Sen. Elizabeth Warren is the darling of the Democratic party and attacking her is likely to ignite a backlash of angry liberals who hang on every economic policy point the senior Massachusetts senator proposes. But Donald Trump decided this weekend that she will be the latest in a long line of his political foes to earn his wrath.
Last week, Warren did an interview with a news station in her state in which she attacked Trump for “even threatening to get anywhere near the presidency,” Warren told a reporter. “Don’t take me there.” She also blamed Trump for inciting the violence that has broken out at his rallies. “This is what Trump has been fostering and fermenting for months now. And it finally reached the next level,” Warren said.
But on Monday, Warren took that to a whole other level calling on “decent people everywhere” to strike out against what she called the “bigger, uglier threat” that is Donald Trump.
At the South Boston St. Patrick’s Day Breakfast Saturday, Warren did it again zinging both Trump and her former opponent Scott Brown, who has come out in support of Trump whose name has also been floated as a VP option. “It would be the perfect reality show matchup,” Warren told the crowd. “ ‘Celebrity Apprentice’ meets ‘The Biggest Loser.’ ”
Rather than dispel the myth, Trump struck back. “She’s got about as much Indian blood as I have. Her whole life was based on a fraud,” Trump told The New York Times this past weekend. “She got into Harvard and all that because she said she was a minority.”
“Nothing Donald Trump says surprises me, but that’s about as low as he’s ever gone,” said Phil Johnston, former chairman of the Massachusetts Democratic Party.
In 2012, Cherokee Chief Bill John Baker explained that Warren never claimed to be a card-carrying member of the Cherokee Nation but rather said that she had Native ancestry in her Oklahoma roots. “I wish every Congressman and Senator in the U.S. would had a kinship or felt a kinship to the Cherokee Nation.”

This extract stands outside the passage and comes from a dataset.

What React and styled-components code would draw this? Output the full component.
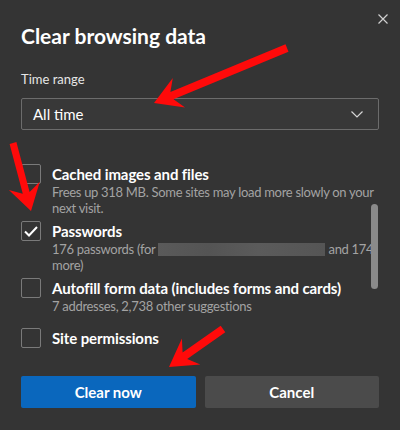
import React from "react";
import styled, { createGlobalStyle } from "styled-components";

const GlobalStyle = createGlobalStyle`
  * { box-sizing: border-box; }
  body {
    margin: 0;
    background: #343434;
    font-family: "Lato", "Noto Sans", sans-serif;
  }
`;

const Dialog = styled.div`
  position: relative;
  width: 400px;
  height: 430px;
  background: #343434;
  color: #ffffff;
  padding: 0 21px 0 21px;
  display: flex;
  flex-direction: column;
  overflow: hidden;
`;

const Header = styled.div`
  display: flex;
  justify-content: space-between;
  align-items: flex-start;
  padding-top: 24px;
`;

const Title = styled.h1`
  margin: 0;
  font-size: 21px;
  line-height: 24px;
  font-weight: 700;
`;

const CloseButton = styled.button`
  border: none;
  background: none;
  padding: 0;
  margin: -10px -9px 0 0;
  width: 10px;
  height: 10px;
  display: flex;
  color: #d0d0d0;
`;

const Label = styled.div`
  margin-top: 23px;
  font-size: 13px;
  line-height: 16px;
  color: #e6e6e6;
`;

const Select = styled.div`
  margin-top: 11px;
  height: 32px;
  border: 1px solid #6c6c6c;
  border-radius: 2px;
  background: #383838;
  display: flex;
  align-items: center;
  justify-content: space-between;
  padding: 0 15px 0 11px;
  font-size: 15px;
`;

const ScrollArea = styled.div`
  margin-top: 34px;
  display: grid;
  grid-template-columns: 1fr 8px;
  height: 190px;
`;

const List = styled.div`
  display: flex;
  flex-direction: column;
  min-width: 0;
`;

const Item = styled.div`
  display: flex;
  gap: 11px;
  height: ${(p) => p.$height}px;
`;

const Box = styled.span`
  flex: none;
  width: 20px;
  height: 20px;
  border: 1px solid #7a7a7a;
  border-radius: 2px;
  display: flex;
  align-items: center;
  justify-content: center;
`;

const Texts = styled.div`
  display: flex;
  flex-direction: column;
`;

const ItemTitle = styled.div`
  font-size: 15px;
  line-height: 20px;
  font-weight: 700;
  letter-spacing: -0.1px;
  white-space: nowrap;
`;

const ItemDesc = styled.div`
  font-size: 13px;
  line-height: 16px;
  letter-spacing: -0.3px;
  color: #a3a3a3;
  white-space: nowrap;
`;

const Blur = styled.span`
  display: inline-block;
  width: 167px;
  height: 13px;
  vertical-align: -2px;
  margin: 0 3px 0 3px;
  background: linear-gradient(90deg, #5a5a5a, #545454 30%, #5b5b5b 60%, #555555);
`;

const Track = styled.div`
  position: relative;
`;

const Thumb = styled.div`
  margin-top: 40px;
  width: 7px;
  height: 85px;
  border-radius: 4px;
  background: #8a8a8a;
`;

const Buttons = styled.div`
  margin-top: 22px;
  display: grid;
  grid-template-columns: 1fr 1fr;
  gap: 9px;
`;

const Button = styled.button`
  height: 32px;
  border: none;
  border-radius: 2px;
  font-family: inherit;
  font-size: 15px;
  font-weight: 700;
  color: #ffffff;
  background: ${(p) => (p.$primary ? "#0a67bd" : "#4b4b4b")};
`;

const Overlay = styled.svg`
  position: absolute;
  left: 0;
  top: 0;
  pointer-events: none;
`;

function arrowPoints(tail, tip, s, headLen, h) {
  const dx = tip[0] - tail[0];
  const dy = tip[1] - tail[1];
  const len = Math.hypot(dx, dy);
  const u = [dx / len, dy / len];
  const n = [-u[1], u[0]];
  const at = (base, along, side) => [
    base[0] - u[0] * along + n[0] * side,
    base[1] - u[1] * along + n[1] * side,
  ];
  const pts = [
    at(tail, 0, s),
    at(tip, headLen * 0.72, s),
    at(tip, headLen, h),
    tip,
    at(tip, headLen, -h),
    at(tip, headLen * 0.72, -s),
    at(tail, 0, -s),
  ];
  return pts.map((p) => p.map((v) => v.toFixed(1)).join(",")).join(" ");
}

const arrows = [
  { tail: [287, 48], tip: [154, 103], s: 4, head: 27, h: 16 },
  { tail: [13, 143], tip: [31, 211], s: 3.5, head: 26, h: 16 },
  { tail: [223, 329], tip: [169, 367], s: 4, head: 27, h: 16 },
];

const items = [
  {
    title: "Cached images and files",
    desc: ["Frees up 318 MB. Some sites may load more slowly on your", "next visit."],
    height: 57,
  },
  {
    title: "Passwords",
    desc: [
      <>176 passwords (for<Blur />and 174</>,
      "more)",
    ],
    checked: true,
    height: 57,
  },
  {
    title: "Autofill form data (includes forms and cards)",
    desc: ["7 addresses, 2,738 other suggestions"],
    height: 50,
  },
  { title: "Site permissions", desc: [], height: 20 },
];

export default function App() {
  return (
    <Dialog>
      <GlobalStyle />
      <Header>
        <Title>Clear browsing data</Title>
        <CloseButton aria-label="Close">
          <svg width="10" height="10" viewBox="0 0 10 10">
            <path d="M0.5 0.5L9.5 9.5M9.5 0.5L0.5 9.5" stroke="currentColor" strokeWidth="1.2" />
          </svg>
        </CloseButton>
      </Header>
      <Label>Time range</Label>
      <Select>
        <span>All time</span>
        <svg width="12" height="7" viewBox="0 0 12 7">
          <path d="M0.5 0.5L6 6L11.5 0.5" stroke="#d6d6d6" strokeWidth="1.2" fill="none" />
        </svg>
      </Select>
      <ScrollArea>
        <List>
          {items.map((it) => (
            <Item key={it.title} $height={it.height}>
              <Box>
                {it.checked && (
                  <svg width="14" height="11" viewBox="0 0 14 11">
                    <path d="M1 5.5L5 9.5L13 1" stroke="#ffffff" strokeWidth="2" fill="none" />
                  </svg>
                )}
              </Box>
              <Texts>
                <ItemTitle>{it.title}</ItemTitle>
                {it.desc.map((line, i) => (
                  <ItemDesc key={i}>{line}</ItemDesc>
                ))}
              </Texts>
            </Item>
          ))}
        </List>
        <Track>
          <Thumb />
        </Track>
      </ScrollArea>
      <Buttons>
        <Button $primary>Clear now</Button>
        <Button>Cancel</Button>
      </Buttons>
      <Overlay width="400" height="430" viewBox="0 0 400 430">
        {arrows.map((a, i) => (
          <polygon key={i} points={arrowPoints(a.tail, a.tip, a.s, a.head, a.h)} fill="#ff0a0a" />
        ))}
      </Overlay>
    </Dialog>
  );
}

Genealogists confirm that Warren’s great-great-great grandmother was full-blooded Cherokee making Warren 1/32, the same percentage as Chief Baker. Other members of Warren’s family, including her first cousin, are actively involved in the tribe and Native causes. Before 1963, the Eastern Band of Cherokee Indians awarded tribal membership to anyone applicant who could prove he or she was 1/32 Cherokee. The lineage rule has served as an ongoing debate within the Cherokee community since then, but Warren never applied for nor claimed any membership to the tribe.